14 on shortlist for SABC board
Fourteen nominees have been shortlisted by MPs to fill 4 vacancies on the SABC board left by a spate of resignations last year
The 14 include academics Govin Reddy, also a board member of the Mail & Guardian; Mahavishnu Padayachee, the head of the school of development studies at KwaZulu-Natal University; Sadhasivan Perumal, an associate professor at the same university’s school of management and a senior executive of state forestry company Safcol, and Unisa vice-chancellor David Mosoma.

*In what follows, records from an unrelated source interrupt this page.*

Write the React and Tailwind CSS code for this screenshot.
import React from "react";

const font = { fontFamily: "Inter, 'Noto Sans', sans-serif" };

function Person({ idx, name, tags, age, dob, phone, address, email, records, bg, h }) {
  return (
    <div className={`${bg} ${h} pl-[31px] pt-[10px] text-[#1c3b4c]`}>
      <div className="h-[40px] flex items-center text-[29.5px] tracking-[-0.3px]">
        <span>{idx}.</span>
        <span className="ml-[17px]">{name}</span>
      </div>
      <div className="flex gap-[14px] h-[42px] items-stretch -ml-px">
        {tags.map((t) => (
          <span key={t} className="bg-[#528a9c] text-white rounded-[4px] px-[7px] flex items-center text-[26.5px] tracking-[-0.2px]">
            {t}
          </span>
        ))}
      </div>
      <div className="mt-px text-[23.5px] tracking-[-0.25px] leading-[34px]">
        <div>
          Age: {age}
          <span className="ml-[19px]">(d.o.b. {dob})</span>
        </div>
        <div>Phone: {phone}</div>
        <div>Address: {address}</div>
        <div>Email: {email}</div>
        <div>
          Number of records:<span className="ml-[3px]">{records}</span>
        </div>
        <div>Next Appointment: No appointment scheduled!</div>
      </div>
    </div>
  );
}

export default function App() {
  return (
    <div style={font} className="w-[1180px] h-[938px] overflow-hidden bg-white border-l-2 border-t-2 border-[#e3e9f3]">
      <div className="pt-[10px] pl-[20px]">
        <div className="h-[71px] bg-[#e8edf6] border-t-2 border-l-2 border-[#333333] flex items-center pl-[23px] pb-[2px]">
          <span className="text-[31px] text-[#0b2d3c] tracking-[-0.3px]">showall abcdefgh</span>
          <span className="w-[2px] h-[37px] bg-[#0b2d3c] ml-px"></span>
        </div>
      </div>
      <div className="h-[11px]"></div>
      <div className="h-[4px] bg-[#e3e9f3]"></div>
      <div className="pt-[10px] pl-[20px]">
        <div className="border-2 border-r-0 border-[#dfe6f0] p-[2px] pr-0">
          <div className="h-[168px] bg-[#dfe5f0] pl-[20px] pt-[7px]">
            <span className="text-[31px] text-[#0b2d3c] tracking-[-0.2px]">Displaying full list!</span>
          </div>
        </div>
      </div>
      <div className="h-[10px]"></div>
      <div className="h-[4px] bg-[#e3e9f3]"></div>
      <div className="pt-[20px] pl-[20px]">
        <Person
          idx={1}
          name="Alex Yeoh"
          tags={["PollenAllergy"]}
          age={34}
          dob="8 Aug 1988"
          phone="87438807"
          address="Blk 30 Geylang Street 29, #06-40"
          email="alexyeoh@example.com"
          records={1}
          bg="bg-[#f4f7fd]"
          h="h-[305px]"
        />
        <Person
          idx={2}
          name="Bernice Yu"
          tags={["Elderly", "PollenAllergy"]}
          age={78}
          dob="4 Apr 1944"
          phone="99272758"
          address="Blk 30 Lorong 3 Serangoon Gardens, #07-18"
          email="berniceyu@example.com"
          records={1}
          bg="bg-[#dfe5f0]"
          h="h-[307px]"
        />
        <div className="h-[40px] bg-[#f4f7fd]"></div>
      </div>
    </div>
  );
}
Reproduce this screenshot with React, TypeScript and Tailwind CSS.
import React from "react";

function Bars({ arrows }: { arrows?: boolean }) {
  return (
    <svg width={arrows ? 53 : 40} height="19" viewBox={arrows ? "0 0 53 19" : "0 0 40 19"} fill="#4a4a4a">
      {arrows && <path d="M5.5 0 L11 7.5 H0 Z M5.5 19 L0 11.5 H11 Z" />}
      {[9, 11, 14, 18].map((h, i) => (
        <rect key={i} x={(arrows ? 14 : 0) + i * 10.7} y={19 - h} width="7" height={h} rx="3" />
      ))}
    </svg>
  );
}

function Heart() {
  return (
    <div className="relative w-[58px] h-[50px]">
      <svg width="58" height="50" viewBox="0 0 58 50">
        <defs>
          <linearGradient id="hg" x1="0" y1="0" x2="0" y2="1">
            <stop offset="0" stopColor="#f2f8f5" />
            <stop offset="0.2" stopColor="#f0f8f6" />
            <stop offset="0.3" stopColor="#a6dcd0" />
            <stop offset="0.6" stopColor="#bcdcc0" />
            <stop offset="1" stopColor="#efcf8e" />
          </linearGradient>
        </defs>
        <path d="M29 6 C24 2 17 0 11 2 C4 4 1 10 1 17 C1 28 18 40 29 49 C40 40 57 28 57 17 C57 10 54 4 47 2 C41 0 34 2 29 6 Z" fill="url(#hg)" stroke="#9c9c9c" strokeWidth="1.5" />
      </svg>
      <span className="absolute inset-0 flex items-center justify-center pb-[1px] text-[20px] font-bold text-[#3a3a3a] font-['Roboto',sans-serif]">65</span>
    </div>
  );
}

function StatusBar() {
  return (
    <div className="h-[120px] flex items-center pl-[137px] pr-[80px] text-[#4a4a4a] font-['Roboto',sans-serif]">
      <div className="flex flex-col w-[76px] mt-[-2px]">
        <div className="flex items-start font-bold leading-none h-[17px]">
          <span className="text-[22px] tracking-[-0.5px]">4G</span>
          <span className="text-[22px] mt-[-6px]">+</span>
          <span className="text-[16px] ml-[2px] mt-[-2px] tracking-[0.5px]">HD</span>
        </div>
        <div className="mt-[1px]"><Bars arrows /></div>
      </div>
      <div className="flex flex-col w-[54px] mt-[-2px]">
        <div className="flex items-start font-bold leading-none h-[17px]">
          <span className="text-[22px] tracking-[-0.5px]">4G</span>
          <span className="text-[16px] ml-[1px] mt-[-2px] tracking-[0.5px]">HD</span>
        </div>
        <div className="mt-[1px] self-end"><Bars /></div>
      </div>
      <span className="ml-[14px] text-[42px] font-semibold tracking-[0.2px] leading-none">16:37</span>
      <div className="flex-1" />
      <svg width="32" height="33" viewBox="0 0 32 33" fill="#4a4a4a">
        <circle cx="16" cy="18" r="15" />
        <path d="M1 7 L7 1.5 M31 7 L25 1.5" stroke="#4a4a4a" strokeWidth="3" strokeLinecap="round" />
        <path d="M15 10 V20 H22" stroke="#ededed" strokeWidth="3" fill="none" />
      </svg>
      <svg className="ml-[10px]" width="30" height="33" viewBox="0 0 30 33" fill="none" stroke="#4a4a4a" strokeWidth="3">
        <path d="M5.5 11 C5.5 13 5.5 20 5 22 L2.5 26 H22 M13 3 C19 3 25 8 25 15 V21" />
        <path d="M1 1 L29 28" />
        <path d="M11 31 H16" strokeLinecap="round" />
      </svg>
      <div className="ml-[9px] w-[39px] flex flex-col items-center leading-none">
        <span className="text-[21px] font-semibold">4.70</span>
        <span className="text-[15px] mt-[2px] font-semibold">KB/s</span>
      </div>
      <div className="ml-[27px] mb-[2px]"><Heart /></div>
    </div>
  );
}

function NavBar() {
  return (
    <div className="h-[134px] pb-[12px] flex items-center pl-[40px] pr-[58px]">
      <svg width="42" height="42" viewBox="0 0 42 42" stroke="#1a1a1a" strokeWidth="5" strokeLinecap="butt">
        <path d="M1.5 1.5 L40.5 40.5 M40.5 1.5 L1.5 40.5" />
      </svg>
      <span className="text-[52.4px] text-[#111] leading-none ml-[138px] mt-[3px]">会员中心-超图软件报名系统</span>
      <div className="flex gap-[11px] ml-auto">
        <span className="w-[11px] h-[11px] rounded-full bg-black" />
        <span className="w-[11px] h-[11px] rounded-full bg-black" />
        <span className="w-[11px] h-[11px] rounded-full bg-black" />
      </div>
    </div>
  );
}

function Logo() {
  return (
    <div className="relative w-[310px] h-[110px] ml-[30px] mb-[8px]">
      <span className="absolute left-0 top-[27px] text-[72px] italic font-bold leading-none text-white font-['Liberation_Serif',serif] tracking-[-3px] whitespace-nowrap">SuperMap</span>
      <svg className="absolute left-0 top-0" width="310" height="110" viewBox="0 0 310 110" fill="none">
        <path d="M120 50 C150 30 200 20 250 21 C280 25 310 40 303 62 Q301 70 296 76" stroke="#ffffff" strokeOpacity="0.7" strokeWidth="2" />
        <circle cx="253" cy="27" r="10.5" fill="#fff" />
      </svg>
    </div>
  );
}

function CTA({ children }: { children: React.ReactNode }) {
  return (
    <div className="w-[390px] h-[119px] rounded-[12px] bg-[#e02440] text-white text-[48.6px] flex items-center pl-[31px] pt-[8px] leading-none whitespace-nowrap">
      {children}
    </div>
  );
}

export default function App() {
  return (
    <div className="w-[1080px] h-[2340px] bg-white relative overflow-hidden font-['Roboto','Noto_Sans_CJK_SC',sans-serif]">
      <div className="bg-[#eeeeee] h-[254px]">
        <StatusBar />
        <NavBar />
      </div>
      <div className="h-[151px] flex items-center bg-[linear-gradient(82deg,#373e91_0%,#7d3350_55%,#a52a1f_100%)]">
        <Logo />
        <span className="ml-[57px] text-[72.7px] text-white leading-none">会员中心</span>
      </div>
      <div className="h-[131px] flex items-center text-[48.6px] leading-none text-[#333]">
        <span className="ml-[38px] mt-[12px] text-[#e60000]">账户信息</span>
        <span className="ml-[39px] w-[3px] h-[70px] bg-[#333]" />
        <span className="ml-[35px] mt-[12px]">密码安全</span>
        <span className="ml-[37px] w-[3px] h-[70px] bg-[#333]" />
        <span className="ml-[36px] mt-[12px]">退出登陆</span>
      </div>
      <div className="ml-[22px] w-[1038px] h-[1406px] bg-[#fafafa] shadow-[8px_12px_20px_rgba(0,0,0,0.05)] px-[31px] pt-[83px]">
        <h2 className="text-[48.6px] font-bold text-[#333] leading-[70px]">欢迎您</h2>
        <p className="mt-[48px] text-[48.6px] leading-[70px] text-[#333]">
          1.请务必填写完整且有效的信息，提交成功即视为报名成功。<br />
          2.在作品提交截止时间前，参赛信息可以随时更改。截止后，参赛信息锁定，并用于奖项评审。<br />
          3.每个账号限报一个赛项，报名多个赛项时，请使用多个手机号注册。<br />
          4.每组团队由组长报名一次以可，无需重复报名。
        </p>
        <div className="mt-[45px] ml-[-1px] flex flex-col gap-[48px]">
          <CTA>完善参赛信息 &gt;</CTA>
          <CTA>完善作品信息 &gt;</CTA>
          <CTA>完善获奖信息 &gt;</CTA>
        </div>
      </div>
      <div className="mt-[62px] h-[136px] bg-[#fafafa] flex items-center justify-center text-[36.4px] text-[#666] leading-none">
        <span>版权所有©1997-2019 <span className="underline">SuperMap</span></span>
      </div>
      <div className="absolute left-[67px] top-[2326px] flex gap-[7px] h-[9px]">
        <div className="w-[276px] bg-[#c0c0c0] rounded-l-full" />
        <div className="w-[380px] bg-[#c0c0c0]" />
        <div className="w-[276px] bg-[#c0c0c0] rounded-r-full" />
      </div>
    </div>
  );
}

Also nominated are Peter Druchen, head of DeafSA; Xoliswa Florence Eugenia Kula-Ameyaw, Eskom’s business support manager; Maureen Makole Manyama-Matome, Safcol’s chief financial officer, and former SABC journalist Fawzia Moodley.
The remaining six are business administrator Sethe Makhesha, company director Sembia Danana, advocate Cawekazi Mahlati, media company director Lumko Mtide, Johannesburg regional government administrator Vusamuzi Mavuso and Kenneth Herold, who has an engineering background.
The candidates will be interviewed for three days next week before Parliament’s communications portfolio committee presents a choice of four to the National Assembly on February 3, committee chairman Eric Kholwane said.
He said it was hoped they would take up their positions “in the first quarter of the year”.
MPs from all political parties on Wednesday described the shortlisting process as fair and democratic.
“There was give and take,” Natascha Williams from the Democratic Alliance said.
Kholwane said the committee had looked for candidates who had sound financial management skills, because this was clearly a weakness at the public broadcaster.
The cash-strapped SABC was rocked by renewed instability last year when the board clashed with chairman Ben Ngubane and now suspended CEO Solly Mokoetle over the appointment of Phil Molefe as head of news, amid allegations of political interference.
Board members David Niddrie, Barbara Masekela, Felleng Sekha and Makgatho Mello left in October. The move followed months of infighting and complaints over a failure to produce a financial strategy for the company, to ensure it could make repayments on loans secured against a government guarantee of more than R1 billion.